> _Exercise aim_: Select, from the material below, each line with "components" in it.

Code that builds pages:
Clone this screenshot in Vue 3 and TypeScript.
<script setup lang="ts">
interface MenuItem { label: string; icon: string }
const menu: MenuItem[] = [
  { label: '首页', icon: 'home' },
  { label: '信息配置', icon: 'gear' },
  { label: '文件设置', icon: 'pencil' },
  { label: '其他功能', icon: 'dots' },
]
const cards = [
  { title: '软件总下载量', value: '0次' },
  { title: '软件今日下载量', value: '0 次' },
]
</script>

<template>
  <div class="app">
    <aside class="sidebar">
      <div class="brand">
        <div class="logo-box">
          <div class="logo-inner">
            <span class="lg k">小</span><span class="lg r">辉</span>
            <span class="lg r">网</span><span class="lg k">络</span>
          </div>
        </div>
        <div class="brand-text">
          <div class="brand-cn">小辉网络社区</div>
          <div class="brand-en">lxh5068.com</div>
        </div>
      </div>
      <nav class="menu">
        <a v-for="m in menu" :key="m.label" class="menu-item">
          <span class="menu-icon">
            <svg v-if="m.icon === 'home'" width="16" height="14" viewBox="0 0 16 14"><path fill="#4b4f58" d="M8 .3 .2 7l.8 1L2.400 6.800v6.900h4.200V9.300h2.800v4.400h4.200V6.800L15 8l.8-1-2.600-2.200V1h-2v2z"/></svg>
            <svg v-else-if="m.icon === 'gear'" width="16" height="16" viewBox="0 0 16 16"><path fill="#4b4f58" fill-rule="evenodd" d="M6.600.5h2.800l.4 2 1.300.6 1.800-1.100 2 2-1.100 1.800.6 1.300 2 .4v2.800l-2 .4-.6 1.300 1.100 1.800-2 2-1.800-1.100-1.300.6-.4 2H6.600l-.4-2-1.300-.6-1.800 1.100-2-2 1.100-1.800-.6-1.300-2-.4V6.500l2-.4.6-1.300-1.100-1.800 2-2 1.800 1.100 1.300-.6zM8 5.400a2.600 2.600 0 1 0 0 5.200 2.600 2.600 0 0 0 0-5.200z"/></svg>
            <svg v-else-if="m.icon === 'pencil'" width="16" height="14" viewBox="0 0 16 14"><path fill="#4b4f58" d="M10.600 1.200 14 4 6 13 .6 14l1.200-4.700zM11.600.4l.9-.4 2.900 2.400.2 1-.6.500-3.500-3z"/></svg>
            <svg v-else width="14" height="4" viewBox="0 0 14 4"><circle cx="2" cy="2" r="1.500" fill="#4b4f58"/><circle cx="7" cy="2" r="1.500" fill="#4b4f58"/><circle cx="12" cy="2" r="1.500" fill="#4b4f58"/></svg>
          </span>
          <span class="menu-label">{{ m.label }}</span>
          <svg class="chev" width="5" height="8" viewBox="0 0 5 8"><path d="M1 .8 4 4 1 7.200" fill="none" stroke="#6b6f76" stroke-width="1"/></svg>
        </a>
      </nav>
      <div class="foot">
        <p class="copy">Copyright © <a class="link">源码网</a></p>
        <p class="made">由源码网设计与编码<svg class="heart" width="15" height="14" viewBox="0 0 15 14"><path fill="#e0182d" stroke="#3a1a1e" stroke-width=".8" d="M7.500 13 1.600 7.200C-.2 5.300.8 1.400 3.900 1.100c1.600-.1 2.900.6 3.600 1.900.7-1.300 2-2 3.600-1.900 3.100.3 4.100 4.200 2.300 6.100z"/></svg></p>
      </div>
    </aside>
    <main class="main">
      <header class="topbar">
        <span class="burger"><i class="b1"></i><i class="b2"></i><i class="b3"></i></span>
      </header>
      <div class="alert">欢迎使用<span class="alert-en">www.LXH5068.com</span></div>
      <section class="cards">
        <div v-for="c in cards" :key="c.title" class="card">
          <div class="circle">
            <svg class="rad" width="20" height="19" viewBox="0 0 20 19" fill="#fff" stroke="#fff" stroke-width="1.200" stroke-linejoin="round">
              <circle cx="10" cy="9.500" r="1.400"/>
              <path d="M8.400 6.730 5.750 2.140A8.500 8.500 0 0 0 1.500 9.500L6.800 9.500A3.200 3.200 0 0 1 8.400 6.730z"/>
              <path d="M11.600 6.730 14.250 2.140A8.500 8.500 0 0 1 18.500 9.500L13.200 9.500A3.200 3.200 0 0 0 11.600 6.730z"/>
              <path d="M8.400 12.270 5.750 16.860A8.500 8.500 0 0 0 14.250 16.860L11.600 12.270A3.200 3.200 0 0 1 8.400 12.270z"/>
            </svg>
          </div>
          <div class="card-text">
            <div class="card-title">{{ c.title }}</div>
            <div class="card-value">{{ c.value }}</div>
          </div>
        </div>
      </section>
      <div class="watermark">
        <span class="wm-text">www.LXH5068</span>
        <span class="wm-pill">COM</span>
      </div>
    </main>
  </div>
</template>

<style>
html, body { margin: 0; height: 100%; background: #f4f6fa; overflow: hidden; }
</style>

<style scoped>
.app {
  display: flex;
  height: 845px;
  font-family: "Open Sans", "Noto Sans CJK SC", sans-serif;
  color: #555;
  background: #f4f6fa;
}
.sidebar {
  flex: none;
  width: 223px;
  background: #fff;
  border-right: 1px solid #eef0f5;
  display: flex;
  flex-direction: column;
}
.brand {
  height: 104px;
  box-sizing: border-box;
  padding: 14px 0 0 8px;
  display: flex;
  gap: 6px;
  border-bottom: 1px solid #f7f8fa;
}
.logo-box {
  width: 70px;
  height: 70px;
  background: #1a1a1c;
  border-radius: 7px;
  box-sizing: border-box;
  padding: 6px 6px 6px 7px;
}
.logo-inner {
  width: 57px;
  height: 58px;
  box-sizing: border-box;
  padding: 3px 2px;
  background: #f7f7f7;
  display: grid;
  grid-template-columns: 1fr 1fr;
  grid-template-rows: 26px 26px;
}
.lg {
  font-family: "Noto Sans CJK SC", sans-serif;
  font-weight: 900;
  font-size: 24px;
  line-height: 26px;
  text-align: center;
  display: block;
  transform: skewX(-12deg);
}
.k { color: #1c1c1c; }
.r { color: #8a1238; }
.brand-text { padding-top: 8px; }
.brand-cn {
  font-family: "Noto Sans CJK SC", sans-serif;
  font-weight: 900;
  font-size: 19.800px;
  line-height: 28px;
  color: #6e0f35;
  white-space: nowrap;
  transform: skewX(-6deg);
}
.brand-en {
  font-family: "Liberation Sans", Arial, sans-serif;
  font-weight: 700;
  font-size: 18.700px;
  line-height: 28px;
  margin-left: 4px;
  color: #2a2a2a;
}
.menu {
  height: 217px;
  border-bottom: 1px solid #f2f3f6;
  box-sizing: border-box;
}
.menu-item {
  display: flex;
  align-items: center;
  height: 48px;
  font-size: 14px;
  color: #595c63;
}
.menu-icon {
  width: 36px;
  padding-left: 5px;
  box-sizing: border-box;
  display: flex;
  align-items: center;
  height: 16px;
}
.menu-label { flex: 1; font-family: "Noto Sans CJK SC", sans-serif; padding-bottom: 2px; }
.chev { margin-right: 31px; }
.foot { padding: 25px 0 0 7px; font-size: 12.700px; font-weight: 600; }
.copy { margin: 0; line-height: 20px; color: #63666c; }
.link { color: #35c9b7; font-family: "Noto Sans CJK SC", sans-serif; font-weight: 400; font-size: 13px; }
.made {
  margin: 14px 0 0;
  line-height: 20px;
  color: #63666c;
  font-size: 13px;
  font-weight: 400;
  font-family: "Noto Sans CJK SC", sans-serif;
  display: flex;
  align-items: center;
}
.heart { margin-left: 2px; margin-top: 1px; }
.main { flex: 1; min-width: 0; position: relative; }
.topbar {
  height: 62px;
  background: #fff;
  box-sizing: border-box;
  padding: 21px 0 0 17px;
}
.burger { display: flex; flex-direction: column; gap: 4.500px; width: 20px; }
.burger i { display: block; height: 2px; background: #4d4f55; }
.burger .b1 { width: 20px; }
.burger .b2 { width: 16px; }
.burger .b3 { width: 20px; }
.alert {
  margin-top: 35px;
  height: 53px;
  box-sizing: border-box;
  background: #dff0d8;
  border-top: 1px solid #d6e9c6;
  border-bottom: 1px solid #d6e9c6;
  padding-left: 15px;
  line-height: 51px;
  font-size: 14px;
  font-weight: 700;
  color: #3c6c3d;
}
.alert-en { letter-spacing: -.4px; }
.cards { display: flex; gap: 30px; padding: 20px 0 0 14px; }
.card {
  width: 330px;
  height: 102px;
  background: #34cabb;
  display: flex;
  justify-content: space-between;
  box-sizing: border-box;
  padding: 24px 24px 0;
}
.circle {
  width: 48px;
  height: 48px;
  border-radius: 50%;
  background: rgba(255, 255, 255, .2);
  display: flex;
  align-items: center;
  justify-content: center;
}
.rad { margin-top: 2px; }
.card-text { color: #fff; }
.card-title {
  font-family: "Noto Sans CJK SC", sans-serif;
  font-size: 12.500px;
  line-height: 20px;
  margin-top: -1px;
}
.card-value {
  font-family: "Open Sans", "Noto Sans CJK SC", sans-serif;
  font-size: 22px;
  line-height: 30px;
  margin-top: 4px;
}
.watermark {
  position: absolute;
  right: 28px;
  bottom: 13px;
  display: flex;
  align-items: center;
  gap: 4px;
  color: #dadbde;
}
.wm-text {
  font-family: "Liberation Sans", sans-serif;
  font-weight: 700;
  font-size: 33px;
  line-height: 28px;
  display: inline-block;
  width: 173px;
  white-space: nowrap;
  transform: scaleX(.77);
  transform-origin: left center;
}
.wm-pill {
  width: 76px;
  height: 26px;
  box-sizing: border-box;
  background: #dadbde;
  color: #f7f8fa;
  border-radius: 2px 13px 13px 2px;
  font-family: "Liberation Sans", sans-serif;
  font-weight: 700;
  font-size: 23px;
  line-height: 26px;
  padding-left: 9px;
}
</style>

--

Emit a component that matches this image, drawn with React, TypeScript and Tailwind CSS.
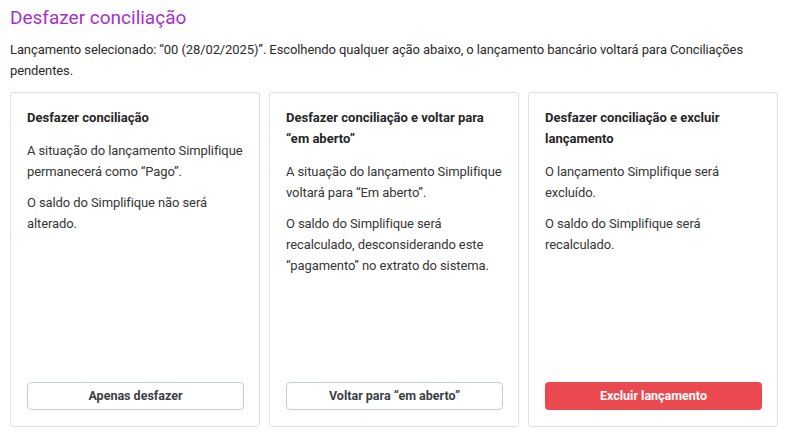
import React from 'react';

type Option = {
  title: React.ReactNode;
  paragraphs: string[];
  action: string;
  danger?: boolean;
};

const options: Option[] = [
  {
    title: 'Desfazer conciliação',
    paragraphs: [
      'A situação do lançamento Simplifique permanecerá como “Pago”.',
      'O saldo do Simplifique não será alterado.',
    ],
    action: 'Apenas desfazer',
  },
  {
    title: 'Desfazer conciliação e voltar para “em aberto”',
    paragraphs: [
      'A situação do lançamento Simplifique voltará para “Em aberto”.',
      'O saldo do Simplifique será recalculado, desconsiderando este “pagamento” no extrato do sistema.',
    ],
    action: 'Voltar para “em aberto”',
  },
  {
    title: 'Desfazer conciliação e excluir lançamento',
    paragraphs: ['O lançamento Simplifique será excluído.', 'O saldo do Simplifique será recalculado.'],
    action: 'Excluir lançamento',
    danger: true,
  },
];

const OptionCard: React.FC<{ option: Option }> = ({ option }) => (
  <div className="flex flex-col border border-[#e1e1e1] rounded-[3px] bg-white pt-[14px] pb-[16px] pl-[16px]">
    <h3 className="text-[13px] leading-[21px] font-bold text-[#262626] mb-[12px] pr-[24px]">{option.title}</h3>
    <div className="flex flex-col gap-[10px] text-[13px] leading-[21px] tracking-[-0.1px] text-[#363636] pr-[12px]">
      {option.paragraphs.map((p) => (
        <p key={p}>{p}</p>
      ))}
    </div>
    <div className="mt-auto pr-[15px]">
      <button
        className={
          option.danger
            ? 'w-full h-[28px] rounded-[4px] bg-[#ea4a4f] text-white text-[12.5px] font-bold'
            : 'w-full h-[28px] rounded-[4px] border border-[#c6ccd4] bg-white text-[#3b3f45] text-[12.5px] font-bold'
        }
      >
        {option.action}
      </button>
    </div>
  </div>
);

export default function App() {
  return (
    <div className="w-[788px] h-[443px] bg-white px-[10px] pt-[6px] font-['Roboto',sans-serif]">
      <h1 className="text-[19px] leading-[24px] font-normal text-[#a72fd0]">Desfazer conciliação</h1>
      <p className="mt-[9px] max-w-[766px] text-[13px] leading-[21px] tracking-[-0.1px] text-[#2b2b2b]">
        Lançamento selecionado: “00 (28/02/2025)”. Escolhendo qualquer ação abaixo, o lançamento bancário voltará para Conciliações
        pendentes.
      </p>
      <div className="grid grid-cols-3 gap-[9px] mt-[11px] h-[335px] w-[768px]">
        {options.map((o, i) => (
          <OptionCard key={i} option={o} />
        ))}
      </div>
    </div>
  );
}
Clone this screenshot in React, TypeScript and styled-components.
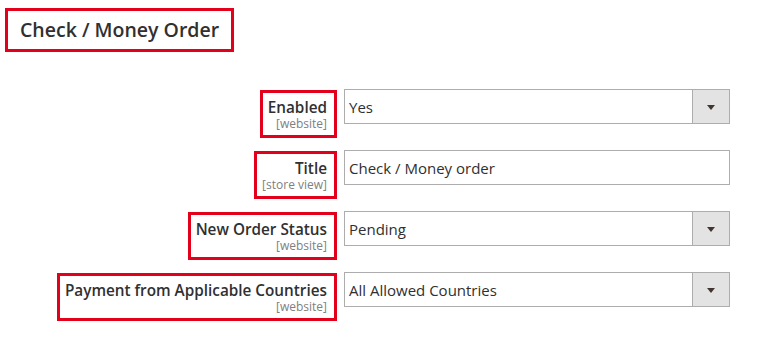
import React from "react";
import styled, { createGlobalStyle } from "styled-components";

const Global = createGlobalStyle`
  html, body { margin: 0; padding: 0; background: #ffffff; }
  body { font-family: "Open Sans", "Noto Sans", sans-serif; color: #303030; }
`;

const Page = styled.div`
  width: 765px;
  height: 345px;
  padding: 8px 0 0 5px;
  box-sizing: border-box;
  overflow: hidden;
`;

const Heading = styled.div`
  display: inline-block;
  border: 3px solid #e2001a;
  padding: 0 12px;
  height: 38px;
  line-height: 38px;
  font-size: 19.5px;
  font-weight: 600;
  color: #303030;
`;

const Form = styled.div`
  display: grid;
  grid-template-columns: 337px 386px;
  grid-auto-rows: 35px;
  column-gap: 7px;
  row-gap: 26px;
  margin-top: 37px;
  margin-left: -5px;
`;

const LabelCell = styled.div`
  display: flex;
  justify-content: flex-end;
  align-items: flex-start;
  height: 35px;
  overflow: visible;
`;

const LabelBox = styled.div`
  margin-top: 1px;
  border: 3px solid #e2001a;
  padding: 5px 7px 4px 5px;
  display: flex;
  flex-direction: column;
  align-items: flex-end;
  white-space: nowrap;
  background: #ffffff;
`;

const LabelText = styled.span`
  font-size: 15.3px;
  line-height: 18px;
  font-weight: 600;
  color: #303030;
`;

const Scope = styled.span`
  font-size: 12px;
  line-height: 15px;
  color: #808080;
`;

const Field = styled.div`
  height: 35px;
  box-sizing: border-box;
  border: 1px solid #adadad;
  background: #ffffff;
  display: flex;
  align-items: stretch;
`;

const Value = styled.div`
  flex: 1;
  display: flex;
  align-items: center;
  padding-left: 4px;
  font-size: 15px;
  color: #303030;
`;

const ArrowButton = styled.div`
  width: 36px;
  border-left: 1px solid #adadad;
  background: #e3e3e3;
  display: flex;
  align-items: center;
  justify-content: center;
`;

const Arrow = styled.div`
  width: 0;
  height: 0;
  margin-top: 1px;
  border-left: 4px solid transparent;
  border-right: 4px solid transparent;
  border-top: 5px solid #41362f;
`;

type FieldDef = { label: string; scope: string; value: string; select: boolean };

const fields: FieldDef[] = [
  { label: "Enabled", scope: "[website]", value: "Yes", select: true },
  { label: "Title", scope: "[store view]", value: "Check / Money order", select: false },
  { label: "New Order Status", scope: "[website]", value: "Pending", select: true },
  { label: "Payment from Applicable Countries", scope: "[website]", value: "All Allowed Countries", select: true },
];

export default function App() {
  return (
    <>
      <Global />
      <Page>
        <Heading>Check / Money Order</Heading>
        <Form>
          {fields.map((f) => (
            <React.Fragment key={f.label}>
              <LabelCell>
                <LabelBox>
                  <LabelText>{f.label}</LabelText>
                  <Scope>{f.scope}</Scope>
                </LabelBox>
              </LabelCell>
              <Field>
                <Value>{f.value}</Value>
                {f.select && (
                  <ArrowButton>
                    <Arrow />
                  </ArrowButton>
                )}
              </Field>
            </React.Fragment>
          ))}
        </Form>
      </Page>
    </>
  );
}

> _Solved exercise_:
Clone this screenshot in React, TypeScript and styled-components.
import styled, { createGlobalStyle } from "styled-components";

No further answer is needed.